In this step, the parameter, minimum breakline length along X,Y coordinates, bllmin is referred to identify valid networks. If total length of a network along either X or Y-axis is greater than or equal to bllmin then that network is considered valid.

In Fig. 7, bllmin expected is 4 units and length of each block is 1 unit. So, the network shown in the left diagram is valid as its length along X-axis is greater than 4 units whereas the network shown in the right diagram is invalid as its length along either X or Y-axis is less than 4 units.

## 3.2.8. Refinement of detected networks

When edges are created between all points in a neighborhood, some edges do not represent continuous features of the data and should be removed. Many of these edges can be eliminated using the Minimum Spanning Tree (MST) algorithm, which selects edges in the network that avoid creating loops and have the minimum possible edge weight. If any of the discarded loops are valid, meaning they represent continuous features, they can be reinstated by referring to specific conditions.

In this step, networks are individually refined. This is done by first applying Kruskal’s version of MST algorithm [22] on a network. Then, the parameter, maximum length to form loop, lplmax is referred to recreate some valid loops.

In Fig. 8, 1st diagram depicts an unrefined network formed by 4 points and spanned over blocks with side length of 1 unit. 2nd diagram depicts MST algorithm applied on that network. 3rd diagram depicts recreation of a valid loop as per expected lplmax value of 2 units.
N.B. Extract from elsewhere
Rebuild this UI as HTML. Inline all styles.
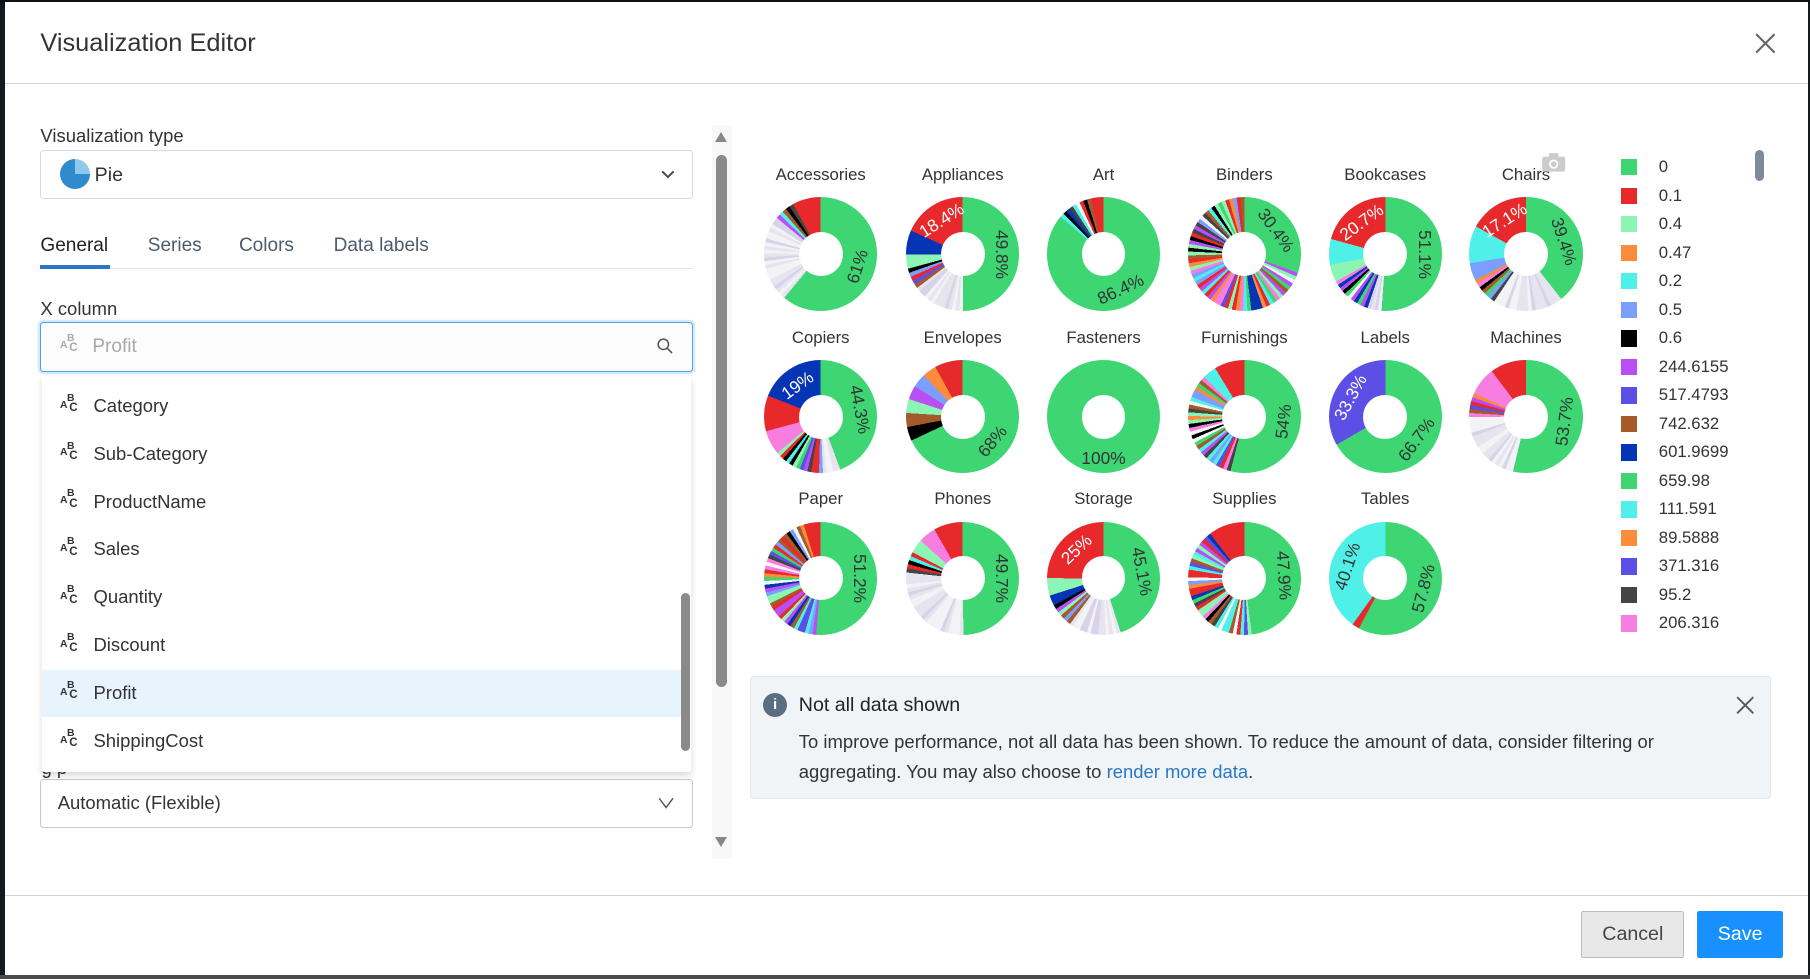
<!DOCTYPE html>
<html><head><meta charset="utf-8">
<style>
html,body{margin:0;padding:0;}
body{width:1810px;height:979px;overflow:hidden;background:#13191c;font-family:"Liberation Sans",sans-serif;}
#w{zoom:1.15434;position:relative;width:1568px;height:848px;}
.modal{position:absolute;left:4px;top:2px;width:1562px;height:843px;background:#fff;}
.abs{position:absolute;}
.t{color:#333;font-size:16px;}
.h1{left:35px;top:25px;font-size:22px;color:#333;}
.hr{left:0;width:1562px;height:1px;background:#d4d4d4;}
.box{border:1px solid #d5dbe3;border-radius:3px;background:#fff;box-sizing:border-box;}
.abc{font-size:10px;font-weight:bold;color:#333;line-height:8px;width:18px;}
.abc b{position:absolute;left:6px;top:-3px;font-size:9px}
.abc c{position:absolute;left:8px;top:6px;font-size:10px}
.abc a{position:absolute;left:0;top:3px;font-size:9px}
.item{position:absolute;left:0;width:555px;height:41px;}
.item span.n{position:absolute;left:45px;top:11px;font-size:16px;color:#333;}
.leg{position:absolute;left:1404px;font-size:14.5px;color:#333;}
.leg i{position:absolute;left:0;top:2px;width:14px;height:14px;}
.leg span{position:absolute;left:33px;top:0;}
.dt{position:absolute;font-size:14.5px;color:#333;text-align:center;width:120px;}
.dn{position:absolute;width:98px;height:98px;border-radius:50%;}
.dn::after{content:"";position:absolute;left:30px;top:30px;width:38px;height:38px;border-radius:50%;background:#fff;}
.lb{position:absolute;font-size:14px;color:#333;white-space:nowrap;transform-origin:center;z-index:2;}
</style></head><body>
<div style="position:absolute;left:0;top:0;width:1810px;height:4px;background:#0d1315"></div>
<div style="position:absolute;left:0;top:975px;width:1810px;height:4px;background:#4a4a4a"></div>
<div id="w">
<div class="modal"></div>
<div class="abs h1">Visualization Editor</div>
<svg class="abs" style="left:1520px;top:29px" width="18" height="18" viewBox="0 0 18 18"><path d="M1 1L17 17M17 1L1 17" stroke="#666" stroke-width="1.8"/></svg>
<div class="abs hr" style="left:4px;top:72px"></div>

<div class="abs t" style="left:35px;top:108px">Visualization type</div>
<div class="abs box" style="left:35px;top:130px;width:565px;height:42px"></div>
<div class="abs" style="left:52px;top:138px;width:26px;height:26px;border-radius:50%;background:conic-gradient(#8fc8e8 0 25%,#2f8bcc 25% 100%)"></div>
<div class="abs t" style="left:82px;top:142px;font-size:17px">Pie</div>
<svg class="abs" style="left:573px;top:146px" width="12" height="10" viewBox="0 0 12 10"><path d="M1 2L6 7L11 2" stroke="#444" fill="none" stroke-width="1.6"/></svg>

<div class="abs t" style="left:35px;top:204px;font-size:16.5px;color:#222">General</div>
<div class="abs t" style="left:128px;top:204px;font-size:16.5px;color:#4c5c6c">Series</div>
<div class="abs t" style="left:207px;top:204px;font-size:16.5px;color:#4c5c6c">Colors</div>
<div class="abs t" style="left:289px;top:204px;font-size:16.5px;color:#4c5c6c">Data labels</div>
<div class="abs" style="left:35px;top:232px;width:565px;height:1px;background:#e2e8ee"></div>
<div class="abs" style="left:35px;top:230px;width:60px;height:3px;background:#2a77c6"></div>

<div class="abs t" style="left:35px;top:258px">X column</div>
<div class="abs" style="left:35px;top:279px;width:565px;height:43px;border:1px solid #4aa3ef;border-radius:3px;box-sizing:border-box;box-shadow:0 0 0 2px #d6eafc;background:#fcfcfc"></div>
<div class="abs abc" style="left:52px;top:292px;color:#aaa"><a>A</a><b>B</b><c>C</c></div>
<div class="abs t" style="left:80px;top:291px;color:#aaa;font-size:16.5px">Profit</div>
<svg class="abs" style="left:569px;top:293px" width="14" height="14" viewBox="0 0 14 14"><circle cx="5.5" cy="5.5" r="4.5" stroke="#555" fill="none" stroke-width="1.3"/><path d="M9 9L13 13" stroke="#555" stroke-width="1.4"/></svg>

<div class="abs" style="left:36px;top:326px;width:563px;height:343px;background:#fff;box-shadow:0 3px 6px rgba(0,0,0,.15);border-radius:2px;z-index:3">
<div id="items"></div>
<div class="abs" style="left:554px;top:188px;width:8px;height:137px;background:#8a8a8a;border-radius:4px"></div>
</div>
<div class="abs" style="left:36px;top:656px;font-size:16px;color:#333">g p</div>
<div class="abs box" style="left:35px;top:675px;width:565px;height:42px;border-color:#c9c9c9"></div>
<div class="abs t" style="left:50px;top:686px">Automatic (Flexible)</div>
<svg class="abs" style="left:570px;top:690px" width="14" height="12" viewBox="0 0 14 12"><path d="M1 2L7 10L13 2" stroke="#555" fill="none" stroke-width="1.3"/></svg>

<div class="abs" style="left:617px;top:108px;width:17px;height:636px;background:#f8f8f8"></div>
<div class="abs" style="left:619px;top:114px;width:0;height:0;border-left:6px solid transparent;border-right:6px solid transparent;border-bottom:9px solid #888"></div>
<div class="abs" style="left:620px;top:134px;width:10px;height:461px;background:#8a8a8a;border-radius:5px"></div>
<div class="abs" style="left:619px;top:725px;width:0;height:0;border-left:6px solid transparent;border-right:6px solid transparent;border-top:9px solid #888"></div>

<div id="charts"></div>
<svg class="abs" style="left:1335px;top:132px" width="22" height="18" viewBox="0 0 22 18"><rect x="1" y="4" width="20" height="13" rx="2" fill="#ccc"/><rect x="7" y="1" width="8" height="4" fill="#ccc"/><circle cx="11" cy="10.5" r="4" fill="#fff"/><circle cx="11" cy="10.5" r="2.5" fill="#ccc"/></svg>
<div id="legend"></div>
<div class="abs" style="left:1520px;top:130px;width:8px;height:27px;background:#7d8a9c;border-radius:4px"></div>

<div class="abs" style="left:650px;top:586px;width:884px;height:106px;background:#f0f4f7;border:1px solid #e1e8ee;border-radius:3px;box-sizing:border-box"></div>
<div class="abs" style="left:661px;top:600px;width:21px;height:21px;border-radius:50%;background:#5a6e82;color:#fff;font-size:13px;font-weight:bold;text-align:center;line-height:21px">i</div>
<div class="abs" style="left:692px;top:601px;font-size:17px;color:#222">Not all data shown</div>
<svg class="abs" style="left:1504px;top:603px" width="16" height="16" viewBox="0 0 16 16"><path d="M1 1L15 15M15 1L1 15" stroke="#555" stroke-width="1.6"/></svg>
<div class="abs" style="left:692px;top:630px;font-size:16px;color:#333;line-height:26px;width:820px">To improve performance, not all data has been shown. To reduce the amount of data, consider filtering or aggregating. You may also choose to <span style="color:#2a77c6">render more data</span>.</div>

<div class="abs hr" style="left:4px;top:775px"></div>
<div class="abs" style="left:1370px;top:789px;width:89px;height:41px;background:#e8e8e8;border:1px solid #bbb;border-radius:2px;box-sizing:border-box;text-align:center;line-height:39px;font-size:17px;color:#444">Cancel</div>
<div class="abs" style="left:1470px;top:789px;width:75px;height:41px;background:#1890ff;border-radius:2px;text-align:center;line-height:41px;font-size:17px;color:#fff">Save</div>
</div>
<script>
var items=["Category","Sub-Category","ProductName","Sales","Quantity","Discount","Profit","ShippingCost"];
var h="";items.forEach(function(n,i){h+='<div class="item" style="top:'+(5+i*41.5)+'px;'+(n=="Profit"?'background:#e8f4fd;':'')+'"><div class="abs abc" style="left:16px;top:13px"><a>A</a><b>B</b><c>C</c></div><span class="n">'+n+'</span></div>';});
document.getElementById("items").innerHTML=h;
var G="#3dd672",R="#e8292b",M="#8df5b4",O="#fb8c3c",C="#4ff0e8",LB="#7b9eff",K="#000",P="#b84ff5",V="#5c4fe6",BR="#a55a2a",DB="#0535b5",DG="#444",PK="#f77ee0";
var pal=[R,M,O,C,LB,K,P,V,BR,DB,DG,PK,G,"#f5f5f5"];
var seed=7;function rnd(){seed=(seed*9301+49297)%233280;return seed/233280;}
function stripes(f,light){var a=[];var n=Math.max(1,Math.round(f*90));for(var i=0;i<n;i++){var c=pal[Math.floor(rnd()*pal.length)];if(light){var q=rnd();c=q<.8?(q<.4?"#f3f2f7":"#e6e4ee"):"#d9d3ea";}a.push([c,f/n]);}return a;}
function mixed(f){return stripes(f,false);}
function REST(f){return stripes(f,true);}
var D=[
["Accessories",[[G,.61]].concat(REST(.25),mixed(.06),[[R,.08]]),[["61%",.3]]],
["Appliances",[[G,.498]].concat(REST(.15),mixed(.06),[[M,.04],[DB,.07],[R,.182]]),[["49.8%",.25],["18.4%",.91,"#fff"]]],
["Art",[[G,.864]].concat(mixed(.1),[[R,.036]]),[["86.4%",.43]]],
["Binders",[[G,.304]].concat(stripes(.696,false)),[["30.4%",.15]]],
["Bookcases",[[G,.511]].concat(REST(.04),mixed(.118),[[M,.05],[C,.074],[R,.207]]),[["51.1%",.25],["20.7%",.9,"#fff"]]],
["Chairs",[[G,.394]].concat(REST(.2),mixed(.08),[[LB,.05],[C,.106],[R,.17]]),[["39.4%",.2],["17.1%",.91,"#fff"]]],
["Copiers",[[G,.443]].concat(REST(.05),mixed(.145),[[PK,.07],[R,.102],[DB,.19]]),[["44.3%",.22],["19%",.9,"#fff"]]],
["Envelopes",[[G,.68],[K,.04],[BR,.04],[M,.04],[P,.04],[LB,.04],[O,.04],[R,.08]],[["68%",.36]]],
["Fasteners",[[G,1]],[["100%",.5]]],
["Furnishings",[[G,.54]].concat(stripes(.333,false),[[C,.04],[R,.087]]),[["54%",.27]]],
["Labels",[[G,.667],[V,.333]],[["66.7%",.35],["33.3%",.83,"#fff"]]],
["Machines",[[G,.537]].concat(REST(.2),mixed(.08),[[PK,.08],[R,.103]]),[["53.7%",.27]]],
["Paper",[[G,.512]].concat(stripes(.44,false),[[R,.048]]),[["51.2%",.25]]],
["Phones",[[G,.497]].concat(REST(.27),mixed(.06),[[M,.04],[PK,.05],[R,.083]]),[["49.7%",.25]]],
["Storage",[[G,.451]].concat(REST(.15),mixed(.07),[[DB,.03],[M,.05],[R,.249]]),[["45.1%",.22],["25%",.88,"#fff"]]],
["Supplies",[[G,.479]].concat(stripes(.417,false),[[R,.104]]),[["47.9%",.24]]],
["Tables",[[G,.578],[R,.021],[C,.401]],[["57.8%",.29],["40.1%",.8]]]
];
var out="",cx=[711,834,956,1078,1200,1322],cy=[220,361,501];
D.forEach(function(d,i){var x=cx[i%6],y=cy[Math.floor(i/6)];var s=0,g=[];d[1].forEach(function(p){g.push(p[0]+" "+(s*100).toFixed(2)+"% "+((s+p[1])*100).toFixed(2)+"%");s+=p[1];});
out+='<div class="dt" style="left:'+(x-60)+'px;top:'+(y-77)+'px">'+d[0]+'</div>';
out+='<div class="dn" style="left:'+(x-49)+'px;top:'+(y-49)+'px;background:conic-gradient('+g.join(",")+')"></div>';
d[2].forEach(function(l){var ang=l[1]*360;var a=ang*Math.PI/180;var r=d[0]=="Fasteners"?36:34;var lx=x+r*Math.sin(a),ly=y-r*Math.cos(a);
var deg=ang<=90?ang:(ang<270?ang-180:ang-360);if(d[0]=="Fasteners")deg=0;
var fs=l[2]?15:15;
out+='<div class="lb" style="left:'+(lx-24)+'px;top:'+(ly-9)+'px;width:48px;text-align:center;font-size:'+fs+'px;color:'+(l[2]||"#333")+';transform:rotate('+deg+'deg)">'+l[0]+'</div>';});
});
document.getElementById("charts").innerHTML=out;
var L=[[G,"0"],[R,"0.1"],[M,"0.4"],[O,"0.47"],[C,"0.2"],[LB,"0.5"],[K,"0.6"],[P,"244.6155"],[V,"517.4793"],[BR,"742.632"],[DB,"601.9699"],[G,"659.98"],[C,"111.591"],[O,"89.5888"],[V,"371.316"],[DG,"95.2"],[PK,"206.316"]];
var lh="";L.forEach(function(l,i){lh+='<div class="leg" style="top:'+(136+i*24.7)+'px"><i style="background:'+l[0]+'"></i><span>'+l[1]+'</span></div>';});
document.getElementById("legend").innerHTML=lh;
</script>
</body></html>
## 3.2.9. Exportation of network

In this step, the final network is then exported as a Wavefront .obj file, with the coordinate values converted to decimal numbers, which were initially converted to whole numbers in step 1. When converting to decimal numbers, the decimal places to be assigned depend on the parameter *d*, discussed earlier. This output represents the expected feature lines, which can be viewed with the help of software like MeshLab and CloudCompare.